The soy grown in Latin America is not used to produce tofu or other vegan products, but to feed the animals that give us milk and meat. So, the way to stop the growth of large soy fields is to stop eating meat!
“Meat is also connected to masculinity – a real man should eat meat. This is of course nonsense.” Says Armando Perez-Cueto. “In my field of research, men can easily be seen as the black sheep. Through many studies, it is well known that men are less likely to alter their ways in order to live more sustainable for example. But I think that men must be allowed to be part of the solution to create a sustainable society, and I think we can overcome these lay beliefs with the right evidence.”
The industry already started to change
Armando Perez-Cueto has noticed how large companies within the food processing industry have shown an increasing interest towards plant-based nutrition.

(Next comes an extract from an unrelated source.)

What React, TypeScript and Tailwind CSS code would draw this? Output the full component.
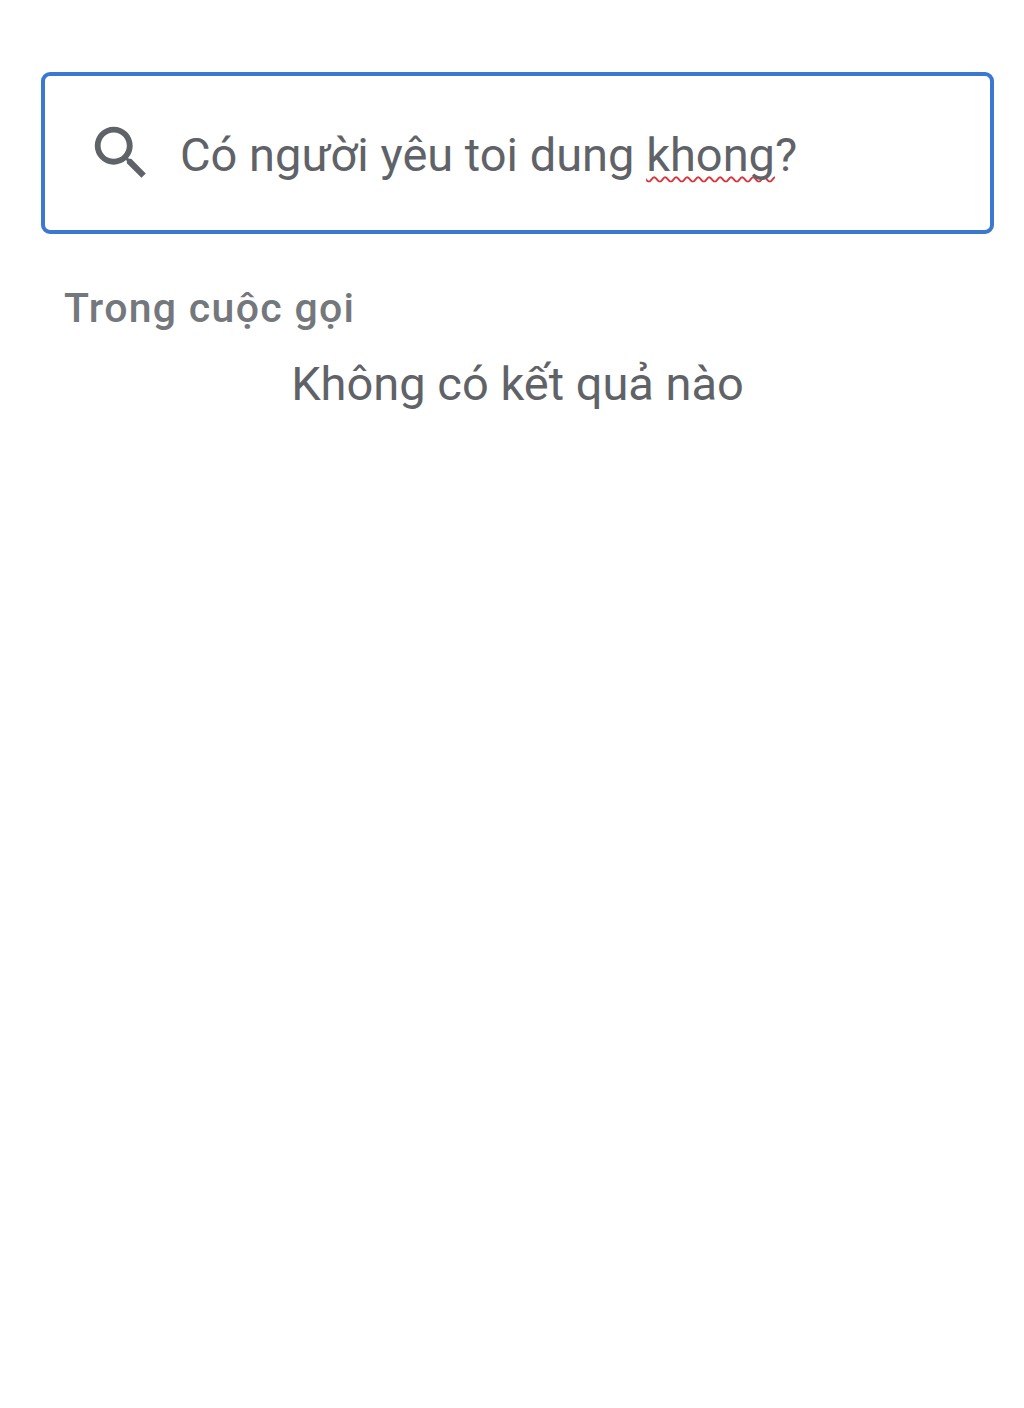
export default function App() {
  return (
    <div className="flex min-h-screen flex-col bg-white px-[41px] pt-[72px] font-['Roboto',sans-serif]">
      <div className="flex h-[162px] w-[953px] items-center rounded-[9px] border-4 border-[#3b78d0] pl-[41px]">
        <svg className="h-[70px] w-[70px] shrink-0" viewBox="0 0 24 24" fill="#5f6368">
          <path d="M15.5 14h-.79l-.28-.27A6.471 6.471 0 0 0 16 9.5 6.5 6.5 0 1 0 9.5 16c1.61 0 3.09-.59 4.23-1.57l.27.28v.79l5 4.99L20.49 19l-4.99-5zm-6 0C7.01 14 5 11.99 5 9.5S7.01 5 9.5 5 14 7.01 14 9.5 11.99 14 9.5 14z" />
        </svg>
        <span className="ml-[24px] mt-[2px] text-[47px] leading-none text-[#5f6368]">
          Có người yêu toi dung{" "}
          <span className="underline decoration-[#d9343a] decoration-wavy decoration-2 underline-offset-[5px] [text-decoration-skip-ink:none]">khong</span>?
        </span>
      </div>
      <h2 className="ml-[23px] mt-[50px] text-[41px] leading-[48px] font-medium tracking-[1.3px] text-[#74777b]">Trong cuộc gọi</h2>
      <p className="mt-[26px] w-[953px] text-center text-[47px] leading-[52px] text-[#5f6368]">Không có kết quả nào</p>
    </div>
  )
}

“The big companies know that a change towards more plant-based nutrition is coming, and that they need to make a radical shift. In the last decade we can see how the different industries have been investing heavily in alternative products, and now a lot of vegan and vegetarian brands are owned by large food companies. There is also a lot of research conducted on how to produce plant-based protein, even more research is done on the sensory characteristics of plant-based foods. This is good, because we must make plant-based food more attractive, make it tasty!”
"There is a lot of research conducted on how to produce plant-based protein, even more research is done on the sensory characteristics of plant-based foods" says Armando Perez-Cueto. “This is good, because we must make plant-based food more attractive, make it tasty!”
Hoping for more solidarity
When asked what he thinks a regular diet will look like in 50 years, Armando Perez-Cueto answers without hesitation.
“We will eat plant-based! I am sure of it, because if we continue to eat like we do today we will destroy the planet, and won’t be there in 50 years time. We can either make the change now, in a controlled way, or we can be forced to change because we will not have enough water and food. And to change to a plant-based diet is not a negative development, but a way to both live healthier and to save the planet.”
We can either make the change now, in a controlled way, or we can be forced to change because we will not have enough water and food.
In the coming years, Armando Perez-Cueto will continue his research to further understand the social shift towards more plant-based eating. He is also a part of a European project about fermented food, HealthFerm, that will produce robust knowledge on the role that fermenting plants can play in a more sustainable food system.
“Eating plant-based food is a question of solidarity towards other people. Already today we are rationing water for humans, and at the same time we give water to the animals. Today 800 million people in the world go to bed hungry – yet we still give food to animals. We could end world hunger if we just ate less meat. It is our responsibility towards the rest of humanity to stop consuming meat and other animal sourced foods in the crazy way we do today! I believe that we can renew and restore instead of stealing, we can regenerate the planet. I can understand that some people feel powerless, but instead of that we can call our governments and industries to account, and we can also do changes as individuals. I want my daughter to live in a world that shows more compassion towards both humans and animals.”